• [Data section]:
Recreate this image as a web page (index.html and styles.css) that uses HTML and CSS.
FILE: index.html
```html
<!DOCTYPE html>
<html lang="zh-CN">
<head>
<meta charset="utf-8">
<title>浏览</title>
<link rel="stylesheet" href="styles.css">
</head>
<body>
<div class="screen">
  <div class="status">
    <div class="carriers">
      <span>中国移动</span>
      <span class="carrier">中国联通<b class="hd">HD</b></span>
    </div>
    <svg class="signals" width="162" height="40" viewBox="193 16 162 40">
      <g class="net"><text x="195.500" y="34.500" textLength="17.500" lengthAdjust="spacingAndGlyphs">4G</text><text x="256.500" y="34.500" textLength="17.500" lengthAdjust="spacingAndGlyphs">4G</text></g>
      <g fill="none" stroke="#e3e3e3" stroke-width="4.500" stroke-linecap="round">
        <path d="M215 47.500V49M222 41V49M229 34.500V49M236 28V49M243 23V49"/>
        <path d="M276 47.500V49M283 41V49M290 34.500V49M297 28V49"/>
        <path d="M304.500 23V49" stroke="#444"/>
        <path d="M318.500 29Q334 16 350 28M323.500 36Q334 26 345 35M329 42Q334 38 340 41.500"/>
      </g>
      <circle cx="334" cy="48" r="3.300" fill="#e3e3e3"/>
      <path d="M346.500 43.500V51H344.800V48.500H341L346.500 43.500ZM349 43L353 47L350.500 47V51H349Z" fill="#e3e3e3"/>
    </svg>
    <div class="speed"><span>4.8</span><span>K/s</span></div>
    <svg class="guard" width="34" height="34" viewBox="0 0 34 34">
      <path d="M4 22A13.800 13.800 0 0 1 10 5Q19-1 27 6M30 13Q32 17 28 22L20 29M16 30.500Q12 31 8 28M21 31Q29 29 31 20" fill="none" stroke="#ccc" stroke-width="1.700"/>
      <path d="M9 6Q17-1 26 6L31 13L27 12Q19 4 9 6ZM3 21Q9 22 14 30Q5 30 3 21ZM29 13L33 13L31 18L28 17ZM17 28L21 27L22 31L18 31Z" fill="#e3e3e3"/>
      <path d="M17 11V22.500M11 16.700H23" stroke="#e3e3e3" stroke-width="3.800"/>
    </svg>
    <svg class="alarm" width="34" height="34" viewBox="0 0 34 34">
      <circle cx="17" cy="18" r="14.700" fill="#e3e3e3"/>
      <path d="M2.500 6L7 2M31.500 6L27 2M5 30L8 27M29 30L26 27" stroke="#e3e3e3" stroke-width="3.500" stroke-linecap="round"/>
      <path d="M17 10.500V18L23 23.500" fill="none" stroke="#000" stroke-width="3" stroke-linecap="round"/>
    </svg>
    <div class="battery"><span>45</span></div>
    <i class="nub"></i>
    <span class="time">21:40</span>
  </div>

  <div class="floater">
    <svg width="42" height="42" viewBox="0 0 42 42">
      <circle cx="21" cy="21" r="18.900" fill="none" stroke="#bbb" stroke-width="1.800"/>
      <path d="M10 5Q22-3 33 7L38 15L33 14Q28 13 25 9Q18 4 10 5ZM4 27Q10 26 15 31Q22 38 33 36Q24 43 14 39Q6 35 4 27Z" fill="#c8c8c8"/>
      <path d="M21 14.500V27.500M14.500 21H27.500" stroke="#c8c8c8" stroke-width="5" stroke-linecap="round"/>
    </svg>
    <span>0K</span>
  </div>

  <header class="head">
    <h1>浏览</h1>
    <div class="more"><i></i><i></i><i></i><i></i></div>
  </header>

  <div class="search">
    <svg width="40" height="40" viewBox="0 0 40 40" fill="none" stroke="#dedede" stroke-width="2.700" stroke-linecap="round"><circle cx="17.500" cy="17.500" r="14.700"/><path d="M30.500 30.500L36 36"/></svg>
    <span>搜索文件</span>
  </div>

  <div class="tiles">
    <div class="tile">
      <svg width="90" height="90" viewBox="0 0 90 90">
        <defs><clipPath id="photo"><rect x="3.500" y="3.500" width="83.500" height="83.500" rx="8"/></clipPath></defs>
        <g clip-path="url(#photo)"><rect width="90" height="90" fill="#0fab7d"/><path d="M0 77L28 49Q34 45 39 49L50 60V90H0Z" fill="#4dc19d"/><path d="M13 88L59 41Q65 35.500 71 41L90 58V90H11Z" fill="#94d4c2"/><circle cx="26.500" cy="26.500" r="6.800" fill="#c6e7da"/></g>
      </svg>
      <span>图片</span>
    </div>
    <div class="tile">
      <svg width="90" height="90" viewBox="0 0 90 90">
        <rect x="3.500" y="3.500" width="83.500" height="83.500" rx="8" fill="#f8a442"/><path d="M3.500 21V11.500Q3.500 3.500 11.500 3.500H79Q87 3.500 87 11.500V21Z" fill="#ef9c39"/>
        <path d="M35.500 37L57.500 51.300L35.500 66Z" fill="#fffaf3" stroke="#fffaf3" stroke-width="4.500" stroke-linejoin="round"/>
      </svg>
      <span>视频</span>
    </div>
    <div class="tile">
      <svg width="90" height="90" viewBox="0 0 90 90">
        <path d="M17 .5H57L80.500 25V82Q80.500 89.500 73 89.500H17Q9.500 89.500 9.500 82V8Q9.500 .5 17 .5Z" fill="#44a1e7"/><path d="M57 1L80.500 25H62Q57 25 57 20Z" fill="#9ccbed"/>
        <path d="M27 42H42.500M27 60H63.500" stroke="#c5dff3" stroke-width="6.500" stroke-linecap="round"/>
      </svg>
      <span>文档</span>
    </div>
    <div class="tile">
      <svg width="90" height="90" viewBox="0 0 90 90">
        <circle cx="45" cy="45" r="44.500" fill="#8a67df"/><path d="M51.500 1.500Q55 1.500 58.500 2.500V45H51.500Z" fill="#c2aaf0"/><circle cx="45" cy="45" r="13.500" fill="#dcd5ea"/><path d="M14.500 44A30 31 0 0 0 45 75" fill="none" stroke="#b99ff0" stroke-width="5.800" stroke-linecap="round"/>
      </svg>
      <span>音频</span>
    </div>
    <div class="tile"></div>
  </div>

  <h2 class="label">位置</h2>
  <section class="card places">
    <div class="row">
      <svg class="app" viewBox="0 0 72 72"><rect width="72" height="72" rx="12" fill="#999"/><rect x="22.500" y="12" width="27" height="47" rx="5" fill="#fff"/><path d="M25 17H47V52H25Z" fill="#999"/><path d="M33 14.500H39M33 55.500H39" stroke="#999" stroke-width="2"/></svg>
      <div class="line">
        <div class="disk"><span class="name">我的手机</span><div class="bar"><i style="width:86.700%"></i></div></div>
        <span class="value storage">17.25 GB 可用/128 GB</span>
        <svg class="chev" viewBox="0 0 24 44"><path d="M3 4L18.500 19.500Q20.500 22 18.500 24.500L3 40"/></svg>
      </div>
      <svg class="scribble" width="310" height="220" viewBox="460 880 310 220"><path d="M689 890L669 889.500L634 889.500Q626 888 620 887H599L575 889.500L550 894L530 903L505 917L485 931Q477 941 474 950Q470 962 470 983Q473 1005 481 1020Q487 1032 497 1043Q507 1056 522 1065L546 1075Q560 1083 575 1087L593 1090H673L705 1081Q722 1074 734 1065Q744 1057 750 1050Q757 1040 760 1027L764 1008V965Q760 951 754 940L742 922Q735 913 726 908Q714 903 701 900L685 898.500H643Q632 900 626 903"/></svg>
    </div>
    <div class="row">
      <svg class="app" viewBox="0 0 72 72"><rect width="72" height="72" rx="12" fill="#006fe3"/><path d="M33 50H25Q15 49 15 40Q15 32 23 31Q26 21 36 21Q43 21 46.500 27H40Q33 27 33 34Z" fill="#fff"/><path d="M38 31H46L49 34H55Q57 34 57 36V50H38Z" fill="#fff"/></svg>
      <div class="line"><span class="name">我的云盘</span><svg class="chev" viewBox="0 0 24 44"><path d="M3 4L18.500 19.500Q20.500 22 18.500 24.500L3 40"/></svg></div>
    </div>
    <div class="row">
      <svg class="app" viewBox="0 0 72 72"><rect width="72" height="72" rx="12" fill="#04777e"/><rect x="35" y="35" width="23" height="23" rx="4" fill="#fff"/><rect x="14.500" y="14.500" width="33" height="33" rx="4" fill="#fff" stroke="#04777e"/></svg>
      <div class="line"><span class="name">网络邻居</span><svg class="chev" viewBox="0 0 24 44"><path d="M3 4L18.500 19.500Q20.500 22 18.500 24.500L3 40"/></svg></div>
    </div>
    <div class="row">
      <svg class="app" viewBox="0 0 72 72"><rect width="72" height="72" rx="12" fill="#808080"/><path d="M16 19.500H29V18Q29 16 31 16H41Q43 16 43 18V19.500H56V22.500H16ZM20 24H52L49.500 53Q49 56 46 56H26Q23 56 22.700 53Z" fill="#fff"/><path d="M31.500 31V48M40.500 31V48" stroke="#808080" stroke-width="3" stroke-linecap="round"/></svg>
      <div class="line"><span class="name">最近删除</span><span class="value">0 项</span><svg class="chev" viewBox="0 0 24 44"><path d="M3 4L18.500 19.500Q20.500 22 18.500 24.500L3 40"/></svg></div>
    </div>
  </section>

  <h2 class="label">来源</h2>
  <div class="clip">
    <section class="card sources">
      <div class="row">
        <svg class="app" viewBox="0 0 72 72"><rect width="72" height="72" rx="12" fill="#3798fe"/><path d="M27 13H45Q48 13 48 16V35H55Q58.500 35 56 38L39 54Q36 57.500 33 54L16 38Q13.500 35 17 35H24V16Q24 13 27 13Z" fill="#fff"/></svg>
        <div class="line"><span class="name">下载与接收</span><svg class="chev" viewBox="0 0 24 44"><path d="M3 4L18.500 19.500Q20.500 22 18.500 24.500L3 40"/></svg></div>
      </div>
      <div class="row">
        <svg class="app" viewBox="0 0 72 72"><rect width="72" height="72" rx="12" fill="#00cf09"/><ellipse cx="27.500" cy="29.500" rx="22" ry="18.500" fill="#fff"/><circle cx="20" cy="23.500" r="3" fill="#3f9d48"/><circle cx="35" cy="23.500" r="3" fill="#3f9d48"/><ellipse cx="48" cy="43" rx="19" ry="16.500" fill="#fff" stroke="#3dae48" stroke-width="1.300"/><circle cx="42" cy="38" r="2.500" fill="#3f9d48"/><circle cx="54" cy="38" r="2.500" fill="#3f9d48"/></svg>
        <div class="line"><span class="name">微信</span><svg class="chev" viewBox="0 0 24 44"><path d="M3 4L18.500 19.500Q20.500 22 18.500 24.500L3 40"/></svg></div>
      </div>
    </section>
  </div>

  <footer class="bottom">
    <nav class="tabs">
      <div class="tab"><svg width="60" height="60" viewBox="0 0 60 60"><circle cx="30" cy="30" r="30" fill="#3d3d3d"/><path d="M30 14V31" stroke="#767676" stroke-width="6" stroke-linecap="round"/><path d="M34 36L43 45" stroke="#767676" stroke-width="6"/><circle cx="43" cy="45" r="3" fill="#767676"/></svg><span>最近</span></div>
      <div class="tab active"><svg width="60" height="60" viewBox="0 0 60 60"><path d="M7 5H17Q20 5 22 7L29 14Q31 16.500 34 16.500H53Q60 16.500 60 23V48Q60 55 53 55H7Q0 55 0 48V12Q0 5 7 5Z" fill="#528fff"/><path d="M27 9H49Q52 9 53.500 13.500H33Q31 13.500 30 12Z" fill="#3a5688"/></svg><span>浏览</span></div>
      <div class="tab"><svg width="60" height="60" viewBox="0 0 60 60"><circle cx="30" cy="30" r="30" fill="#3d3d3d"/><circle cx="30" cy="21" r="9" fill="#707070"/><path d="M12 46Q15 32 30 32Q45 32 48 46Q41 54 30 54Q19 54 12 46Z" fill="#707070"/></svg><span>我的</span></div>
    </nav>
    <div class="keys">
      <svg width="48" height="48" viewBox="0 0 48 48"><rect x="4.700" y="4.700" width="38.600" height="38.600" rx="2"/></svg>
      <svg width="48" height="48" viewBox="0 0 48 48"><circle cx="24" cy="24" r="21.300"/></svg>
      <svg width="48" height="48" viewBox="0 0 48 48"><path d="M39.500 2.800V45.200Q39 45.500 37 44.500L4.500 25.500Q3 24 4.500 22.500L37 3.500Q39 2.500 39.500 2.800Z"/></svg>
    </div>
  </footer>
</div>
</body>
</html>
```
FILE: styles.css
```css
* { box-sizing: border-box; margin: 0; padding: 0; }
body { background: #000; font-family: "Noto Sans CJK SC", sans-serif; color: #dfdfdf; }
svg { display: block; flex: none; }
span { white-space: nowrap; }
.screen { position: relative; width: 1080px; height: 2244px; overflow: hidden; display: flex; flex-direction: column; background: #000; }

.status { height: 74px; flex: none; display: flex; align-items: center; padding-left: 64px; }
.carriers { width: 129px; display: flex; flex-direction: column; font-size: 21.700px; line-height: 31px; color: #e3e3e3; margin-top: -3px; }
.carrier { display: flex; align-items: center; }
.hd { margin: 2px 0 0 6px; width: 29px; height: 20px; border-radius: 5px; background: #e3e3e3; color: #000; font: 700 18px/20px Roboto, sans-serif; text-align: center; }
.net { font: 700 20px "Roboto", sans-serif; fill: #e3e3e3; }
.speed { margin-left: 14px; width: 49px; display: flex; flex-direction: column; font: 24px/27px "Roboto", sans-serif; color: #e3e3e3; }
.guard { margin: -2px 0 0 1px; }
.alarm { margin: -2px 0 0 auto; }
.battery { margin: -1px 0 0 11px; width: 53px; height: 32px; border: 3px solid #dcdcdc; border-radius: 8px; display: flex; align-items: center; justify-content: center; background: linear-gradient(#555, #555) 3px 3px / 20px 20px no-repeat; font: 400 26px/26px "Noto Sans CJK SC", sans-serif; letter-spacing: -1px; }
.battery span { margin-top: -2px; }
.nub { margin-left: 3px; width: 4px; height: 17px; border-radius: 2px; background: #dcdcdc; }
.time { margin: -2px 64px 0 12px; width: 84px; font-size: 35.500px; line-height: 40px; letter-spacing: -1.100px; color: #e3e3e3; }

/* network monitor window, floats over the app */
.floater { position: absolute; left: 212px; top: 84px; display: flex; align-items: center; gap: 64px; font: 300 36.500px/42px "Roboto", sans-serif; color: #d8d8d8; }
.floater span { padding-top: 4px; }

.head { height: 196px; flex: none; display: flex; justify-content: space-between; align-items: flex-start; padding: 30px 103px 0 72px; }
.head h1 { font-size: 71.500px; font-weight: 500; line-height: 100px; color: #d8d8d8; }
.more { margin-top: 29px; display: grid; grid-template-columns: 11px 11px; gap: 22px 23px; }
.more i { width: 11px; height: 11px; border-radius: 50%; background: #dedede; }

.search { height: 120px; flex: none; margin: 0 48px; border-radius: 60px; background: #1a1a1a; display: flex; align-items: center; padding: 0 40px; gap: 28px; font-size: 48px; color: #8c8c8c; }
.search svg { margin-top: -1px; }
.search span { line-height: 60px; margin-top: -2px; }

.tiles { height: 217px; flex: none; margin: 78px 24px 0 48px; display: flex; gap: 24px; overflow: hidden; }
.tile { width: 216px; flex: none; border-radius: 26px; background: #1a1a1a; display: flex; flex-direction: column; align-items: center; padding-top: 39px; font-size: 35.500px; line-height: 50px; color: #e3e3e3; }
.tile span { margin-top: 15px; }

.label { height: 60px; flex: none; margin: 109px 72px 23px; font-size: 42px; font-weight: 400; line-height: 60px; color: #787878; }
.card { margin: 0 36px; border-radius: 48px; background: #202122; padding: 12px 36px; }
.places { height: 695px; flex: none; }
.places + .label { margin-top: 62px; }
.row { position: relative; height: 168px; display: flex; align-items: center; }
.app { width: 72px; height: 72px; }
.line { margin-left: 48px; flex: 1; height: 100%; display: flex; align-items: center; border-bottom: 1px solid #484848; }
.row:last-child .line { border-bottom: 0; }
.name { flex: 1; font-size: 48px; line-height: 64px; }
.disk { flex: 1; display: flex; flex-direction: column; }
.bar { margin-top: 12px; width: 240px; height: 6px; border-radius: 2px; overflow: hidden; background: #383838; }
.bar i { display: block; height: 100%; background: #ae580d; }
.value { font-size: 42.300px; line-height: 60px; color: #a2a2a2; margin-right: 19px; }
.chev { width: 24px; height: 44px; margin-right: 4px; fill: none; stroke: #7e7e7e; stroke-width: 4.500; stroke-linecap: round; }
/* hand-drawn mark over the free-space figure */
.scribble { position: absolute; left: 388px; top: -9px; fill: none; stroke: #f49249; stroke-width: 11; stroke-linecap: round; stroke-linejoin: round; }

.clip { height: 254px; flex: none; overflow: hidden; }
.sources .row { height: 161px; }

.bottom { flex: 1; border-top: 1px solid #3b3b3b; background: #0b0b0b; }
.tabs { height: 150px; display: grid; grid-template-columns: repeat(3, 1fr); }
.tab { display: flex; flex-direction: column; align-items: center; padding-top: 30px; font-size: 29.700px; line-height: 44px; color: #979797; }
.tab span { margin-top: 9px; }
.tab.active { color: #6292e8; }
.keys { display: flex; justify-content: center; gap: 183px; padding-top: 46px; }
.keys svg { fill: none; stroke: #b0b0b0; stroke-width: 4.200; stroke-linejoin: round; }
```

• [What needs to be done]:
Check each line of the listing above for the string "index", then report only how many lines have it.

• [Exercise answer]:
2